Baskı ve kapatmalara karşı daha güçlü örgütlemeler ve alternatifler üretilmesi gerektiğini aktaran Bulut, "Bu ülkede ne zaman darbe olduysa anti demokratik uygulamalar uygulandıysa bunun karşısında hep duranlar Türkiye Solu ve Kürt halkıdır.
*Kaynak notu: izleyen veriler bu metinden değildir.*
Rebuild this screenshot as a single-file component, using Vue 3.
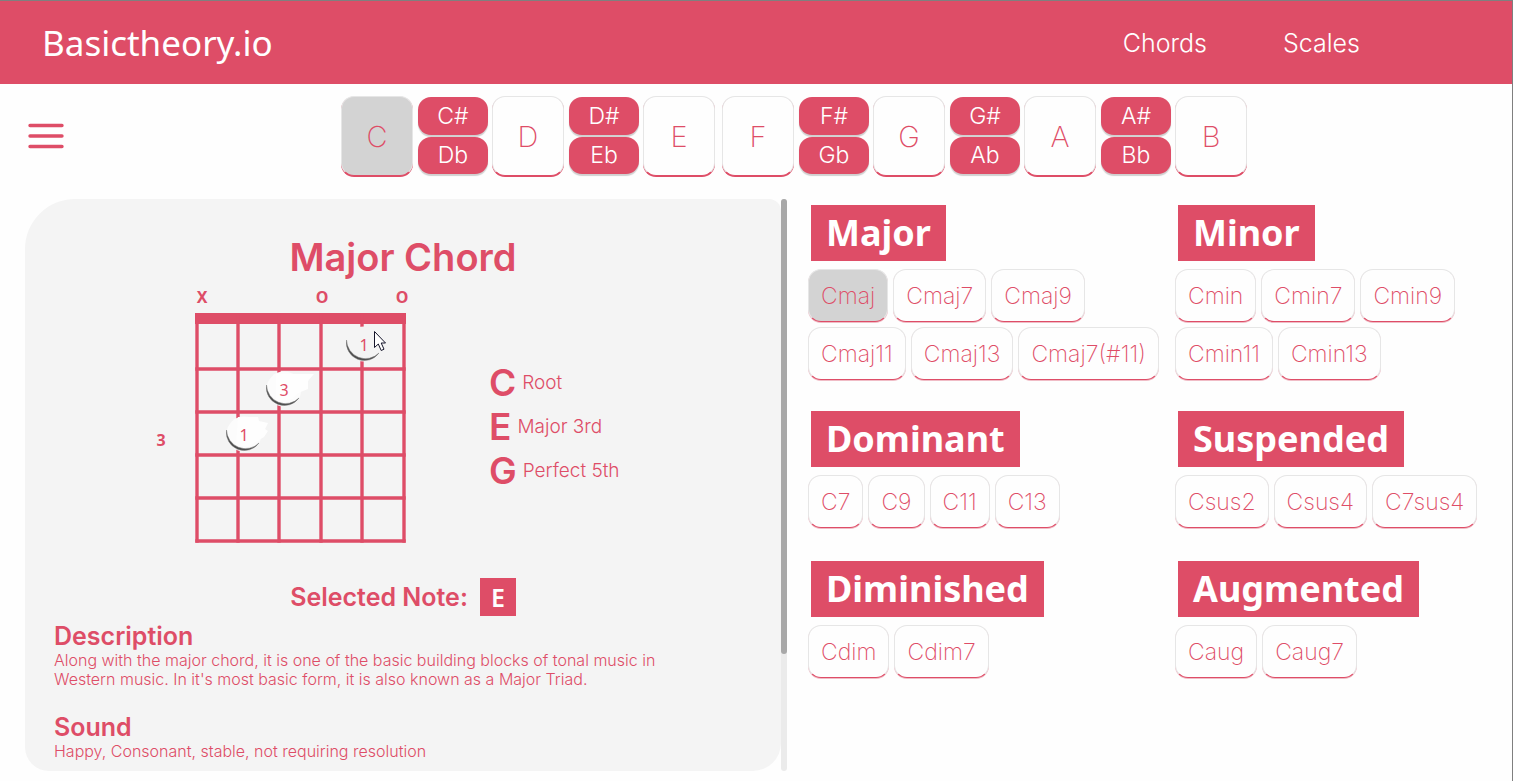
<script setup>
import { ref } from 'vue'

const keys = [
  ['C'], ['C#', 'Db'], ['D'], ['D#', 'Eb'], ['E'], ['F'],
  ['F#', 'Gb'], ['G'], ['G#', 'Ab'], ['A'], ['A#', 'Bb'], ['B'],
]
const root = ref('C')
const chord = ref('Cmaj')
const groups = [
  { name: 'Major', chords: ['Cmaj', 'Cmaj7', 'Cmaj9', 'Cmaj11', 'Cmaj13', 'Cmaj7(#11)'] },
  { name: 'Minor', chords: ['Cmin', 'Cmin7', 'Cmin9', 'Cmin11', 'Cmin13'] },
  { name: 'Dominant', chords: ['C7', 'C9', 'C11', 'C13'] },
  { name: 'Suspended', chords: ['Csus2', 'Csus4', 'C7sus4'] },
  { name: 'Diminished', chords: ['Cdim', 'Cdim7'] },
  { name: 'Augmented', chords: ['Caug', 'Caug7'] },
]
const tones = [['C', 'Root'], ['E', 'Major 3rd'], ['G', 'Perfect 5th']]
const strings = [47, 88, 129, 171, 212, 254]
const frets = [84, 127, 170, 213, 256]
const fingers = [
  { x: 214, y: 59, label: '1' },
  { x: 134, y: 104, label: '3', smear: 'M126 89 L164 89 L158 96 L158 104 L148 108 L143 114 L126 116Z' },
  { x: 94, y: 149, label: '1', smear: 'M88 132 L108 132 L109 136 L118 138 L115 144 L118 146 L114 152 L104 158 L98 162 L86 160Z' },
]
</script>

<template>
  <div class="page">
    <header class="header">
      <a class="brand" href="#">Basictheory.io</a>
      <nav class="nav">
        <a href="#chords">Chords</a>
        <a href="#scales">Scales</a>
      </nav>
    </header>

    <div class="toolbar">
      <button class="menu" aria-label="Menu">
        <svg width="36" height="26" viewBox="0 0 36 26">
          <path d="M2 2.5H34M2 13H34M2 23.5H34" stroke="#de4d67" stroke-width="3.4" stroke-linecap="round" />
        </svg>
      </button>
      <div class="keys">
        <div v-for="k in keys" :key="k[0]" :class="['key', { split: k.length > 1, wide: k[0] === 'F' }]">
          <button v-for="n in k" :key="n" :class="{ active: root === n }" @click="root = n">{{ n }}</button>
        </div>
      </div>
    </div>

    <main class="main">
      <div class="viewer">
        <section class="panel">
          <h1>Major Chord</h1>
          <div class="diagram-row">
            <svg class="diagram" width="260" height="260" viewBox="0 0 260 260">
              <g class="mark">
                <text x="52" y="18">X</text>
                <text x="172" y="18">O</text>
                <text x="252" y="18">O</text>
                <text x="11" y="161">3</text>
              </g>
              <rect x="45" y="28" width="211" height="11" fill="#de4d67" />
              <g stroke="#de4d67" stroke-width="3.4">
                <line v-for="x in strings" :key="x" :x1="x" :x2="x" y1="30" y2="257.700" />
                <line v-for="y in frets" :key="y" x1="45.300" x2="255.700" :y1="y" :y2="y" />
              </g>
              <g v-for="f in fingers" :key="f.x">
                <circle :cx="f.x" :cy="f.y" r="17.500" :fill="f.smear ? '#fcfcfc' : '#f4f4f4'" />
                <path v-if="f.smear" :d="f.smear" fill="#fefefe" />
                <path
                  :d="`M${f.x - 17.5} ${f.y - 4} A18 18 0 0 0 ${f.x + 15} ${f.y + 9} A19 19 0 0 1 ${f.x - 17.5} ${f.y - 4}Z`"
                  fill="#4d4d4d" stroke="#7c7c7c" stroke-width="0.500"
                />
                <text class="finger" :x="f.x" :y="f.y + 7">{{ f.label }}</text>
              </g>
              <path class="cursor" d="M224.500 46.500V62.500L228.300 59L231.200 65.500L234 64.200L231.200 58H235.500Z" />
            </svg>
            <ul class="tones">
              <li v-for="t in tones" :key="t[0]"><b>{{ t[0] }}</b><span>{{ t[1] }}</span></li>
            </ul>
          </div>
          <p class="selected">Selected Note: <strong>E</strong></p>
          <h2>Description</h2>
          <p class="copy">Along with the major chord, it is one of the basic building blocks of tonal music in Western music. In it's most basic form, it is also known as a Major Triad.</p>
          <h2>Sound</h2>
          <p class="copy">Happy, Consonant, stable, not requiring resolution</p>
        </section>
        <div class="track"><div class="thumb"></div></div>
      </div>

      <div class="groups">
        <section v-for="g in groups" :key="g.name" class="group">
          <h3>{{ g.name }}</h3>
          <div class="chips">
            <button v-for="c in g.chords" :key="c" :class="{ active: chord === c }" @click="chord = c">{{ c }}</button>
          </div>
        </section>
      </div>
    </main>
  </div>
</template>

<style>
body { background: #fefefe; }
</style>

<style scoped>
.page {
  box-sizing: border-box;
  min-height: 100vh;
  border-top: 1px solid #7f7f7f;
  border-right: 1px solid #7f7f7f;
  color: #de4d67;
  font-family: Inter, "Liberation Sans", sans-serif;
}
button { font-family: inherit; padding: 0; cursor: pointer; box-sizing: border-box; }
h1, h2, h3, p, ul { margin: 0; padding: 0; }
.header {
  box-sizing: border-box;
  height: 83px;
  padding: 0 152px 0 42px;
  display: flex;
  align-items: center;
  justify-content: space-between;
  background: #de4d67;
}
.header a { color: #fff; text-decoration: none; }
.brand { font-family: "Noto Sans", sans-serif; font-size: 35px; }
.nav { display: flex; gap: 76px; font-size: 25px; font-weight: 300; }
.toolbar { height: 114px; display: flex; align-items: flex-start; }
.menu { border: 0; background: none; margin: 39px 12px 0 28px; height: 26px; }
.menu svg { display: block; }
.keys { flex: 1; display: flex; justify-content: center; gap: 4px; padding-top: 12px; }
.key { width: 72px; height: 80px; display: flex; flex-direction: column; }
.key button {
  flex: 1;
  border: 1px solid #e6e6e6;
  border-bottom-color: #de4d67;
  border-radius: 13px;
  box-shadow: 0 1px 0 #de4d67;
  background: #fefefe;
  color: #de4d67;
  font-size: 29px;
  font-weight: 200;
}
.key.wide { margin-left: 3px; }
.key.split { width: 70px; margin-left: 1px; gap: 2px; padding: 1px 0 2px; box-sizing: border-box; }
.key.split button {
  border: 0;
  background: #de4d67;
  color: #fff;
  font-size: 23px;
  font-weight: 300;
  box-shadow: 0 2px 1px #d0d0d0;
}
.key button.active, .chips button.active { background: #d3d3d3; }
.main { display: grid; grid-template-columns: 762px 1fr; padding-left: 25px; align-items: start; }
.viewer { display: flex; padding-top: 1px; }
.panel {
  flex: 1;
  box-sizing: border-box;
  height: 572px;
  padding: 36px 29px 0;
  border-radius: 50px 12px 28px 24px;
  background: #f4f4f4;
}
h1 { text-align: center; font-size: 38px; line-height: 44px; font-weight: 600; }
.diagram-row { display: flex; align-items: flex-start; gap: 79px; padding: 6px 0 0 96px; }
.diagram { display: block; flex: none; }
.mark text { font: 700 16px "Noto Sans", sans-serif; fill: #de4d67; text-anchor: middle; }
.finger { font: 400 16px "Noto Sans", sans-serif; fill: #de4d67; text-anchor: middle; }
.cursor { fill: #fff; stroke: #15152a; stroke-width: 1; }
.tones { list-style: none; padding-top: 75px; }
.tones li { display: flex; align-items: center; gap: 6px; height: 44px; font-size: 19px; font-weight: 300; }
.tones b { font-size: 37px; font-weight: 600; }
.selected {
  display: flex;
  justify-content: center;
  align-items: center;
  gap: 12px;
  margin-top: 33px;
  font-size: 25px;
  font-weight: 600;
}
.selected strong {
  width: 36px;
  line-height: 38px;
  text-align: center;
  background: #de4d67;
  color: #fff;
  font-family: "Noto Sans", sans-serif;
  font-weight: 600;
}
h2 { margin-top: 6px; font-size: 25px; line-height: 29px; font-weight: 600; }
.copy { padding-right: 40px; font-size: 16px; line-height: 19px; font-weight: 300; }
.copy + h2 { margin-top: 24px; }
.track { width: 6px; flex: none; background: #ebebeb; border-radius: 3px; }
.thumb { height: 455px; background: #a8a8a8; border-radius: 3px; }
.groups { display: grid; grid-template-columns: 367px 1fr; padding: 7px 0 0 21px; }
.group { margin-bottom: 31px; }
.group:nth-child(n + 3) { margin-bottom: 33px; }
h3 {
  width: max-content;
  margin: 0 0 8px 3px;
  padding: 0 15px;
  background: #de4d67;
  color: #fff;
  font: 700 36px/56px "Noto Sans", sans-serif;
}
.chips { display: flex; flex-wrap: wrap; gap: 5px; }
.chips button {
  height: 53px;
  padding: 0 12px;
  border: 1px solid #e6e6e6;
  border-bottom-color: #de4d67;
  border-radius: 13px;
  box-shadow: 0 1px 0 #f0bcc6;
  background: #fefefe;
  color: #de4d67;
  font-size: 23px;
  font-weight: 200;
}
</style>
Halklar sivil itaatsizlik eylemlerini örgütlemelidir" dedi. "Onlar ne kadar sesimizi kısarsalar kıssınlar bizler biz burdayız diyerek sesimizi çıkarmalıyız " diyen Bulut, " Bizi öldürseniz de biz ölmüyoruz sesimiz var demeliyiz" diye konuştu.
Tüm baskılara karşı direnmek gerektiğini dile getiren Bulut, " Direniş sahası geniş bir sahadır. Herkes birleşerek, el ele vermeli, omuz omuza vermeli ve seslerimizi birleştirmeliyiz" ifadelerinde bulundu.